Not exhaustive, and probably incorrect in so many little ways I shudder to count them (because it's math, dammit), but something to chew on.
Note: I keep using the man's point of view because, like it or not, that's the way things're set up, which is why I must give Fenriswolf a nod. The 'holiness of motherhood' (my phrase, not theirs) that judges in the U.S. tend semi-invariably to back (at least until recently) in their decisions concerning child custody is a distinct thing from marriage itself, although it is a big turnaround from times past, when the woman could be cast on the trash-heap while the man kept everything. Sadly, it's not always as much of an improvement so much as a way to avoid considering each case on its own merits.

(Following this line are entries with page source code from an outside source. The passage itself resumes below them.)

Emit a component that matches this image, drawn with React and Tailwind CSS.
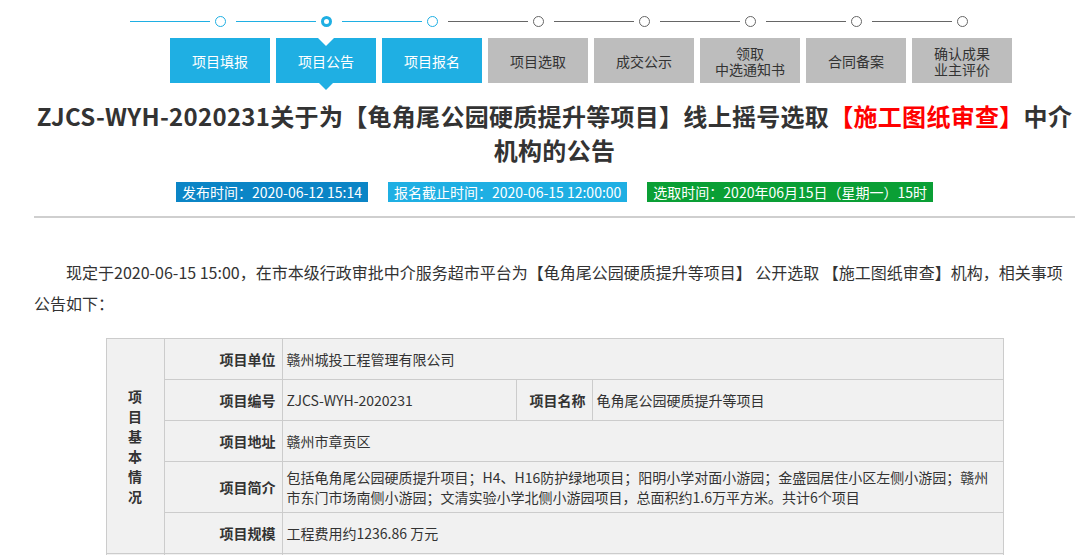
import React from 'react';

const steps = [
  { label: '项目填报', done: true },
  { label: '项目公告', done: true, active: true },
  { label: '项目报名', done: true },
  { label: '项目选取' },
  { label: '成交公示' },
  { label: ['领取', '中选通知书'] },
  { label: '合同备案' },
  { label: ['确认成果', '业主评价'] },
];

const StepLine = () => (
  <div className="flex items-center h-[38px] pt-[4px] pl-[130px]">
    {steps.map((s, i) => (
      <div key={i} className="flex items-center">
        <div className={'w-[80px] h-px ' + (s.done ? 'bg-[#1fafe3]' : 'bg-[#666666]')} />
        <div
          className={
            'ml-[5px] mr-[10px] w-[11px] h-[11px] rounded-full bg-white ' +
            (s.active
              ? 'border-[3px] border-[#1fafe3]'
              : s.done
              ? 'border-[1.5px] border-[#1fafe3]'
              : 'border-[1.5px] border-[#666666]')
          }
        />
      </div>
    ))}
  </div>
);

const StepButtons = () => (
  <div className="flex gap-[6px] pl-[170px]">
    {steps.map((s, i) => (
      <div
        key={i}
        className={
          'relative w-[100px] h-[45px] flex flex-col items-center justify-center text-[14px] leading-[16px] ' +
          (s.done ? 'bg-[#1fafe3] text-white' : 'bg-[#bdbdbd] text-[#333333]')
        }
      >
        {Array.isArray(s.label) ? s.label.map((l) => <span key={l}>{l}</span>) : <span>{s.label}</span>}
        {s.active && (
          <>
            <div className="absolute top-0 left-1/2 -translate-x-1/2 w-0 h-0 border-l-[8px] border-r-[8px] border-t-[8px] border-l-transparent border-r-transparent border-t-white" />
            <div className="absolute top-full left-1/2 -translate-x-1/2 w-0 h-0 border-l-[7px] border-r-[7px] border-t-[7px] border-l-transparent border-r-transparent border-t-[#1fafe3]" />
          </>
        )}
      </div>
    ))}
  </div>
);

const Label = ({ children, className = '' }) => (
  <td className={'border border-[#cccccc] text-right font-bold pr-[6px] pl-[4px] ' + className}>{children}</td>
);

const Value = ({ children, colSpan, className = '' }) => (
  <td colSpan={colSpan} className={'border border-[#cccccc] pl-[4px] pr-[8px] ' + className}>
    {children}
  </td>
);

export default function App() {
  return (
    <div
      className="min-h-screen bg-white text-[#333333]"
      style={{ fontFamily: '"Noto Sans CJK SC", "Noto Sans", sans-serif' }}
    >
      <StepLine />
      <StepButtons />

      <div className="pl-[34px] pr-[6px]">
        <h1 className="mt-[16px] text-center text-[24px] leading-[34px] font-bold text-[#333333] tracking-[0.3px]">
          ZJCS-WYH-2020231关于为【龟角尾公园硬质提升等项目】线上摇号选取
          <span className="text-[#ff0000]">【施工图纸审查】</span>中介机构的公告
        </h1>

        <div className="mt-[15px] flex justify-center gap-[20px] text-[14px] leading-[20px] text-white">
          <span className="bg-[#0b85c6] px-[6px]">发布时间：2020-06-12 15:14</span>
          <span className="bg-[#1fafe3] px-[6px]">报名截止时间：2020-06-15 12:00:00</span>
          <span className="bg-[#0a9f35] px-[6px]">选取时间：2020年06月15日（星期一）15时</span>
        </div>

        <div className="mt-[14px] border-t-2 border-[#cfcfcf]" />

        <p className="mt-[39px] text-[16px] leading-[31px] indent-[32px] text-[#333333]">
          现定于2020-06-15 15:00，在市本级行政审批中介服务超市平台为【龟角尾公园硬质提升等项目】 公开选取 【施工图纸审查】机构，相关事项公告如下：
        </p>

        <table className="mt-[19px] mx-auto w-[898px] table-fixed border-collapse text-[14px] leading-[20px] bg-[#f1f1f1] text-[#333333]">
          <colgroup>
            <col className="w-[58px]" />
            <col className="w-[118px]" />
            <col className="w-[234px]" />
            <col className="w-[76px]" />
            <col />
          </colgroup>
          <tbody>
            <tr className="h-[41px]">
              <td rowSpan={5} className="border border-[#cccccc] text-center font-bold">
                <div className="mx-auto w-[16px] leading-[20px]">项目基本情况</div>
              </td>
              <Label>项目单位</Label>
              <Value colSpan={3}>赣州城投工程管理有限公司</Value>
            </tr>
            <tr className="h-[41px]">
              <Label>项目编号</Label>
              <Value>ZJCS-WYH-2020231</Value>
              <Label>项目名称</Label>
              <Value>龟角尾公园硬质提升等项目</Value>
            </tr>
            <tr className="h-[41px]">
              <Label>项目地址</Label>
              <Value colSpan={3}>赣州市章贡区</Value>
            </tr>
            <tr className="h-[51px]">
              <Label>项目简介</Label>
              <Value colSpan={3} className="py-[5px]">
                包括龟角尾公园硬质提升项目；H4、H16防护绿地项目；阳明小学对面小游园；金盛园居住小区左侧小游园；赣州市东门市场南侧小游园；文清实验小学北侧小游园项目，总面积约1.6万平方米。共计6个项目
              </Value>
            </tr>
            <tr className="h-[41px]">
              <Label>项目规模</Label>
              <Value colSpan={3}>工程费用约1236.86 万元</Value>
            </tr>
            <tr className="h-[41px]">
              <td className="border border-[#cccccc]" />
              <td className="border border-[#cccccc]" />
              <td colSpan={3} className="border border-[#cccccc]" />
            </tr>
          </tbody>
        </table>
      </div>
    </div>
  );
}
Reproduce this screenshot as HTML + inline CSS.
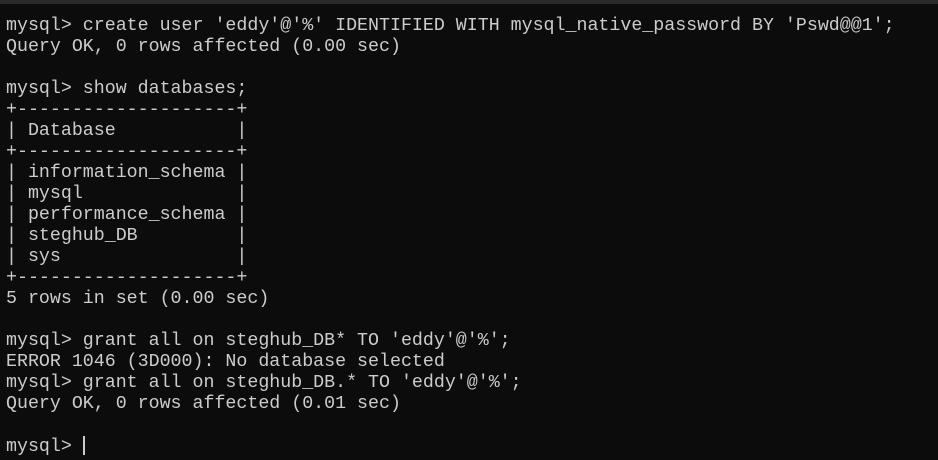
<!DOCTYPE html>
<html><head><style>
html,body{margin:0;padding:0;background:#0c0c0c;width:938px;height:460px;overflow:hidden}
.top{position:absolute;left:0;top:0;width:938px;height:4px;background:#2a2a2a}
pre{position:absolute;left:6px;top:16px;margin:0;font-family:"Liberation Mono",monospace;font-size:18.3px;line-height:21px;color:#cccccc}
.cur{display:inline-block;width:2px;height:19px;background:#cccccc;vertical-align:-4px}
</style></head><body><div class="top"></div><pre>mysql&gt; create user 'eddy'@'%' IDENTIFIED WITH mysql_native_password BY 'Pswd@@1';
Query OK, 0 rows affected (0.00 sec)

mysql&gt; show databases;
+--------------------+
| Database           |
+--------------------+
| information_schema |
| mysql              |
| performance_schema |
| steghub_DB         |
| sys                |
+--------------------+
5 rows in set (0.00 sec)

mysql&gt; grant all on steghub_DB* TO 'eddy'@'%';
ERROR 1046 (3D000): No database selected
mysql&gt; grant all on steghub_DB.* TO 'eddy'@'%';
Query OK, 0 rows affected (0.01 sec)

mysql&gt; <span class="cur"></span></pre></body></html>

Note 2: Although Hollywood's product serves as inspiration for some, the antics behavior of the people who create the fantasies has also gotten its devotees. Thus, for those of you who enjoy such commentary, the common schmoo in the U.S. has gone from imitating those who, on the surface, in any case, are traditionally supposed to be moral paragons, to those who are traditionally supposed to be some of the most amoral shits on the face of the earth. What truth there is to such traditions is arguable, but the shift of emulation has clearly occured. So you can also blame the actors. Which leads you back to Reagan. Funny, that.
*Namely that love goes on and on without a fair amount of effort expended to keep it doing so by both pirates**, aka 'soul mates.' There are other errors propagated, but this one is my 'favorite.'
**I meant parties, but this was such a funny error by the spell checker I couldn't bear to remove it.